If one does not use user namespaces, containers are by default not even remotely secure. If the root user under a container is really root, they can just mount any of the kernel's pseudofilesystems (proc, sysfs, debugfs, etc.) and directly modify settings. It is unlikely that a skilled attacker would not be able to find a way to escape the container in such a way, and even if not, denial of service is always an option (rebooting the system by using /proc/sysrq-trigger
, for example). Some aspects of the root user's power can be mitigated by use of the so-called 'capability bounding set'. Capabilities under Linux are based on a withdrawn POSIX draft, and they partition what special permissions on the kernel level the root user has that a normal user doesn't (note that file access rights simply by virtue of root owning most of the filesystem don't count here). For example, only a process with the CAP_SYS_MODULE
capability is allowed to load modules into the kernel, regardless of their user id (it doesn't even have to be the root user). How capabilities work in detail is not trivial to understand, but there is one important concept called 'capability bounding set'. It is the list of capabilities that this process and all its child processes will ever be able to acquire. For example, a setuid root program will typically acquire all available capabilities (regardless of the capabilities of the process calling it), but it's only going to be able to acquire those which are in the capability bounding set. So if any capability is removed from the bounding set of a process, it will never be able to be acquired again by that process or any descendant process. If that process happens to be the init process inside the container, all processes inside the container will not be able to gain that capability. Thus, removing e.g. CAP_SYS_MODULE
from the capability bounding set of the initial process at container startup, no process inside the container will ever be able to load or unload a kernel module. (One can always remove additional capabilities from the bounding set, but never add to it.) Thus, with capabilities, root inside a container can be further restricted. And LXC supports dropping arbitrary capabilities via its configuration.
Notice: this article is considered to be a work in progress, i.e. that there might be ways to improve upon the things discussed here. If you can think of any improvements, I'd like to hear about them.
General considerations
This article will describe how to set up Jessie containers on a Jessie host. Both the host and the containers will run systemd. If the host is still running Wheezy (and therefore sysvinit), a follow-up article discusses how to achieve that.
This article will only use software available directly in Debian Jessie without any third-party packages.
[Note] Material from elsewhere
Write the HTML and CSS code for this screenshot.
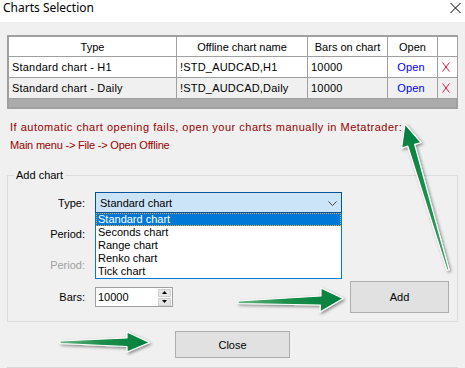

On the host, the following packages should be installed:
lxc
debootstrap
This article assumes you know how to set up LXC networking according to your own preferences. The example configurations shown here will assume there is a bridge br0
and that the containers have network connectivity via veth
pairs, but this is just a detail.
Creating the container
The canonical way of setting up a container with LXC is to use the lxc-create
tool that calls different template scripts to automatically set up a container. This article doesn't follow that path, mostly because the template is still geared toward sysvinit systems and changes things around inside the container. These changes (with a small exception) are not necessary for systemd containers (systemd allows you to boot a normal systemd in a container without changes to the normal system). And while most of the changes it makes are to sysvinit-related things, it does change some things related to systemd that are actually not optimal. That said, the template does work, so it does provide an easy way to setup a rootfs.
Throughout this article, the container's rootfs will be placed in the path /srv/lxc/lxc1
(non-standard w.r.t. to LXC) and the container's configuration will reside in /var/lib/lxc/lxc1/config
(standard LXC path). The container's name will be lxc1
for this example. Where to place the rootfs is a matter of personal preference.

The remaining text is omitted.